◆ **Exercise aim**:
Starting with the first line of the listing, quote each line exactly until and including the one with "string; hint: React.ReactNode", leaving pictures out.

* * * * * * *

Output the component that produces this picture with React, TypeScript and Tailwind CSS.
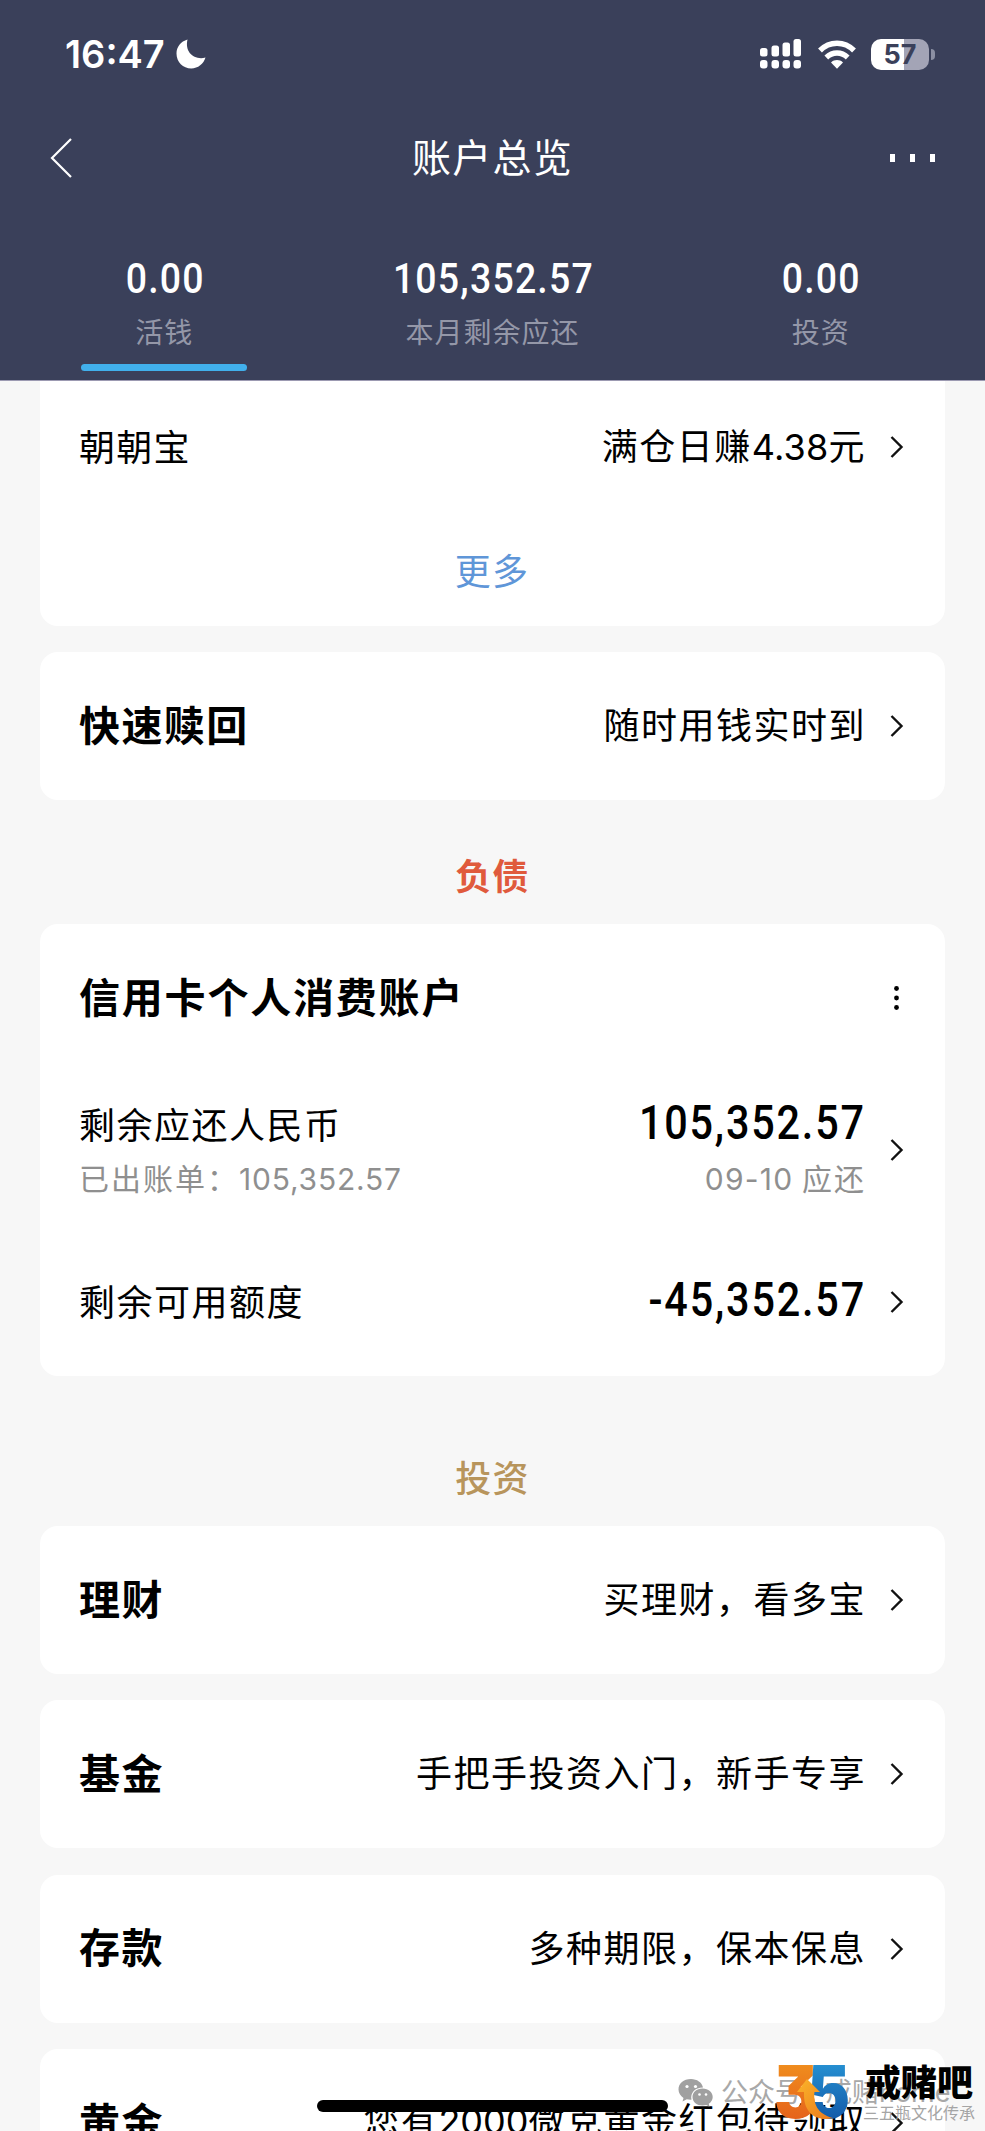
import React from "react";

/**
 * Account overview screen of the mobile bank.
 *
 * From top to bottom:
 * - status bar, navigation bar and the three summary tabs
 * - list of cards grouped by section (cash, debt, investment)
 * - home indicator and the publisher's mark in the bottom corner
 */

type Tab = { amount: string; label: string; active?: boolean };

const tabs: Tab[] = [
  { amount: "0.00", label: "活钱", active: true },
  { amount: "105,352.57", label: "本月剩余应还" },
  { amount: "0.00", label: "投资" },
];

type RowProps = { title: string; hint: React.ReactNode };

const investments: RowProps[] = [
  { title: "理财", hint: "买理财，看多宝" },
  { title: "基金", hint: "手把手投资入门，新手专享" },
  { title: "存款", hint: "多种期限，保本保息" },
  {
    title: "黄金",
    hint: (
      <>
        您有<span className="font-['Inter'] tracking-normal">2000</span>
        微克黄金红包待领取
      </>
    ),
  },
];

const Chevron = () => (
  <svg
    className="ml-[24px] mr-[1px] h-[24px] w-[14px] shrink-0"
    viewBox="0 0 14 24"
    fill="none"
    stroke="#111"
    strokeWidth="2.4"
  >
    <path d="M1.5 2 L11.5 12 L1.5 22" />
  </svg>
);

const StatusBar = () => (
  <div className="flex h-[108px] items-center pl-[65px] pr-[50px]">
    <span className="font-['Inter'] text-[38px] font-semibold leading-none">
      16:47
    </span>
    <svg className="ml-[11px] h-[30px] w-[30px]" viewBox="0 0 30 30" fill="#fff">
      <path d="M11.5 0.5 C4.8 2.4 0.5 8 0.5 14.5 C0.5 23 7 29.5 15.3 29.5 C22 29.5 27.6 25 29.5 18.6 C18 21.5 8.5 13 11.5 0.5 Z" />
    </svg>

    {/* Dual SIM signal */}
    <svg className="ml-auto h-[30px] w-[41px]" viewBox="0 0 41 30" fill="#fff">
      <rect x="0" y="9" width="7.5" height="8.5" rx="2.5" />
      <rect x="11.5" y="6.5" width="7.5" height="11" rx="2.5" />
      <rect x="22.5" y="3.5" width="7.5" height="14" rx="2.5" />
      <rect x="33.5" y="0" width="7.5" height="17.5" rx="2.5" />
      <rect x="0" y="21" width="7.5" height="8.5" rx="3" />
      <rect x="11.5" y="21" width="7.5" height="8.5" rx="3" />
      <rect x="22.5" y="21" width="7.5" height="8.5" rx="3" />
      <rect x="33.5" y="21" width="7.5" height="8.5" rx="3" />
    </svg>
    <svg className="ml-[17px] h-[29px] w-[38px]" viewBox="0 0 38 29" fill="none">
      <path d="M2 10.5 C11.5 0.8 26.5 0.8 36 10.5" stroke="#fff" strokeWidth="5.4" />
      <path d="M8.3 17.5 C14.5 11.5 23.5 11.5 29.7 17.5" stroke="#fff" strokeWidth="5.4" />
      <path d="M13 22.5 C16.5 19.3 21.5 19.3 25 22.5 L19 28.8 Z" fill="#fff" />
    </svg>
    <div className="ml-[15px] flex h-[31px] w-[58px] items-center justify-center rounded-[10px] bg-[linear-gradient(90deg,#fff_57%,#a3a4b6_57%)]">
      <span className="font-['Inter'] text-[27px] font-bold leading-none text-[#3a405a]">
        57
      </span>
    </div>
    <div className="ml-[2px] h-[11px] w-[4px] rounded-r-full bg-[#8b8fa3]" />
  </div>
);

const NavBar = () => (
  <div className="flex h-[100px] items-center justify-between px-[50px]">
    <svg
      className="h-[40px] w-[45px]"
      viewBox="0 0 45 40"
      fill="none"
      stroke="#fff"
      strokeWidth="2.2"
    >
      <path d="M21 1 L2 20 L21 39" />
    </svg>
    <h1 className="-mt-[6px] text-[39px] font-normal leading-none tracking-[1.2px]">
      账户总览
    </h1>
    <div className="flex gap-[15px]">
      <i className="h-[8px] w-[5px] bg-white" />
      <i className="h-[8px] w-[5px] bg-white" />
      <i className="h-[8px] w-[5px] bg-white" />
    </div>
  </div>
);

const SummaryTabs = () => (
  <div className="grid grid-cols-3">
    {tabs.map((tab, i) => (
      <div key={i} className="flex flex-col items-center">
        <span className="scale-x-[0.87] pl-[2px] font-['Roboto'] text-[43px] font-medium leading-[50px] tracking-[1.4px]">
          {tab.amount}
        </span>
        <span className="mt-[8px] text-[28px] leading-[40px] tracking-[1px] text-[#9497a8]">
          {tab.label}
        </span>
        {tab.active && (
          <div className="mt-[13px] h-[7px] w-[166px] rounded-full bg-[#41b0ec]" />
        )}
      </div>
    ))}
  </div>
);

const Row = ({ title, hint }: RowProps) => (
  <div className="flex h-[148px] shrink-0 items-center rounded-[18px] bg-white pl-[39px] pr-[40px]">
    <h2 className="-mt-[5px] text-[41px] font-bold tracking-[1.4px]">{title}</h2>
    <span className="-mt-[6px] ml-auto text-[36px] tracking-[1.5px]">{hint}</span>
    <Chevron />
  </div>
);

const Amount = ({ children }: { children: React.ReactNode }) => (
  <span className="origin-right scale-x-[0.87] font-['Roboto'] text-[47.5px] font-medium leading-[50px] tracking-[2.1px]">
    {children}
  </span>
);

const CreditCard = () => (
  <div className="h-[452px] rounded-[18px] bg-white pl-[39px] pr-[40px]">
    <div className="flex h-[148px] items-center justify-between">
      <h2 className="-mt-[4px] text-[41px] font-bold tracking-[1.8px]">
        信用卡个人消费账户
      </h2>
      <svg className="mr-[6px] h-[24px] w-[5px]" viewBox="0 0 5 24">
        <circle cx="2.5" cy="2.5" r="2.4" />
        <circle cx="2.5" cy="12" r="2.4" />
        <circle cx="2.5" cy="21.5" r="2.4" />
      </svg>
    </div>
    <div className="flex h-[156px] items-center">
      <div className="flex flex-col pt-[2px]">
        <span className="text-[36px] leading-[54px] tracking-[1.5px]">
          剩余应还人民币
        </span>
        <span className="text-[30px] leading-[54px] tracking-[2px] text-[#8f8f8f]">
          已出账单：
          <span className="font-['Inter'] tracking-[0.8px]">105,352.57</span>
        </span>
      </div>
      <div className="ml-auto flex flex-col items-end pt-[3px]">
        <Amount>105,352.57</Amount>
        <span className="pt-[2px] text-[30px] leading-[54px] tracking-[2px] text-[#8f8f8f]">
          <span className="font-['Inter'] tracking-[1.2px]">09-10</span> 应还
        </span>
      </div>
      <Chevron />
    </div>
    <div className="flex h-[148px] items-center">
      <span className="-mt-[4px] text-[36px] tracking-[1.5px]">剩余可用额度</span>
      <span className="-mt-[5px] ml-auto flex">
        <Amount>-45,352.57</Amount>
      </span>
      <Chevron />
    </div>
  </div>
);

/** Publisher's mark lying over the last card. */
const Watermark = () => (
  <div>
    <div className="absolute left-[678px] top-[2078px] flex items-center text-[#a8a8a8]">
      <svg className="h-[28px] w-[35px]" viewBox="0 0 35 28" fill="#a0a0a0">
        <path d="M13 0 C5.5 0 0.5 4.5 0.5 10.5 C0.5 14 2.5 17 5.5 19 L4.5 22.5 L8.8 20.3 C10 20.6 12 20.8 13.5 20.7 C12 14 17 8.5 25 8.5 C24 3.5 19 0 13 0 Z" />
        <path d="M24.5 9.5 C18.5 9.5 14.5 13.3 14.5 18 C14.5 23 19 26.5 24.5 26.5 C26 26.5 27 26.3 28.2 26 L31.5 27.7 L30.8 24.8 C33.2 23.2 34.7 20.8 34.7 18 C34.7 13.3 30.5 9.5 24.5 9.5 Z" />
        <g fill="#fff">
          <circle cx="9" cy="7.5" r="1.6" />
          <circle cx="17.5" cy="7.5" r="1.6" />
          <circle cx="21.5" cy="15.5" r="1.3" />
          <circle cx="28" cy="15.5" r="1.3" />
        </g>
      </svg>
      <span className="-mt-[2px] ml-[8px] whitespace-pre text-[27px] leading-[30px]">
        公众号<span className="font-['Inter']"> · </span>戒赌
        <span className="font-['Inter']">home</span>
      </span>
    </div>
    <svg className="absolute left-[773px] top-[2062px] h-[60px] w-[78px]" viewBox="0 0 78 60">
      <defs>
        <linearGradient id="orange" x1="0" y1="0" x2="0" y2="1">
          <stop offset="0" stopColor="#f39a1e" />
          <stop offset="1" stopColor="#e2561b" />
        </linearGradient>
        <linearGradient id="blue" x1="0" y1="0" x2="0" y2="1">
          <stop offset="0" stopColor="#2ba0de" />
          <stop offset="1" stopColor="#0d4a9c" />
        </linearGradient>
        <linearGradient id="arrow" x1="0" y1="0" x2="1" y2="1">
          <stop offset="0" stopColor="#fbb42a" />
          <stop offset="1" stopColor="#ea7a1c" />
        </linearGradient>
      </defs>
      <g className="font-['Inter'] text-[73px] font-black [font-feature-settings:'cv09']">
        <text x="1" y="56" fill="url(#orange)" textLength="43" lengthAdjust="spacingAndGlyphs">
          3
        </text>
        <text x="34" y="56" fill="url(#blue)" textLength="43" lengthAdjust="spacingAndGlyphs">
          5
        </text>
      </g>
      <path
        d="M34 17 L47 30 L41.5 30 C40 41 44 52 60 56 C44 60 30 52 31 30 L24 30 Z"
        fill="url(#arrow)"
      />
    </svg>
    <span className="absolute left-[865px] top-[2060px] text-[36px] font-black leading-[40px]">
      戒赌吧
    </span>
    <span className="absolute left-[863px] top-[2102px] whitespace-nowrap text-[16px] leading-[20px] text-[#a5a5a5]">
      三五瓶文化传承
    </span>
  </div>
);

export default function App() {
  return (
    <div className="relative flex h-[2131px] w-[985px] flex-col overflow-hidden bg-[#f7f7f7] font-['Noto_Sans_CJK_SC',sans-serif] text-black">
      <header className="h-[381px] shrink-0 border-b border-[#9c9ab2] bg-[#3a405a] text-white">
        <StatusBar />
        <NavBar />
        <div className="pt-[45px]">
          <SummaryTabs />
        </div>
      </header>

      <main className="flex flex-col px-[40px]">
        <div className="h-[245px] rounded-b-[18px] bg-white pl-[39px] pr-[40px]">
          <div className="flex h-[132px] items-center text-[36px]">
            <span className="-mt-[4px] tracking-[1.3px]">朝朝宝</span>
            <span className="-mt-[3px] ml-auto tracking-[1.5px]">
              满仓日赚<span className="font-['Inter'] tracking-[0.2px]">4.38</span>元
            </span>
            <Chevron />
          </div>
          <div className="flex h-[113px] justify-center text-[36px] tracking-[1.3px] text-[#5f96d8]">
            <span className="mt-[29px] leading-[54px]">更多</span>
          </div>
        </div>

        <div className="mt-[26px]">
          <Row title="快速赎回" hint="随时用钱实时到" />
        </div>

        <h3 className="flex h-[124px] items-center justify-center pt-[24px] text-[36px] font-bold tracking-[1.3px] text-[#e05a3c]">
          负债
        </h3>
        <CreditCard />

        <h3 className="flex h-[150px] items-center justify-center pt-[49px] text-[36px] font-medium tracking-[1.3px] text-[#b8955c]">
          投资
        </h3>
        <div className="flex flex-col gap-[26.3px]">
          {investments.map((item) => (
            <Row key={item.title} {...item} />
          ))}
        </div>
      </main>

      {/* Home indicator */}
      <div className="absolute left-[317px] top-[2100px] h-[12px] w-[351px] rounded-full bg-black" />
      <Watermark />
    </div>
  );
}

* * * * * * *

◆ **Task output**:
Output the component that produces this picture with React, TypeScript and Tailwind CSS.
import React from "react";

/**
 * Account overview screen of the mobile bank.
 *
 * From top to bottom:
 * - status bar, navigation bar and the three summary tabs
 * - list of cards grouped by section (cash, debt, investment)
 * - home indicator and the publisher's mark in the bottom corner
 */

type Tab = { amount: string; label: string; active?: boolean };

const tabs: Tab[] = [
  { amount: "0.00", label: "活钱", active: true },
  { amount: "105,352.57", label: "本月剩余应还" },
  { amount: "0.00", label: "投资" },
];

type RowProps = { title: string; hint: React.ReactNode };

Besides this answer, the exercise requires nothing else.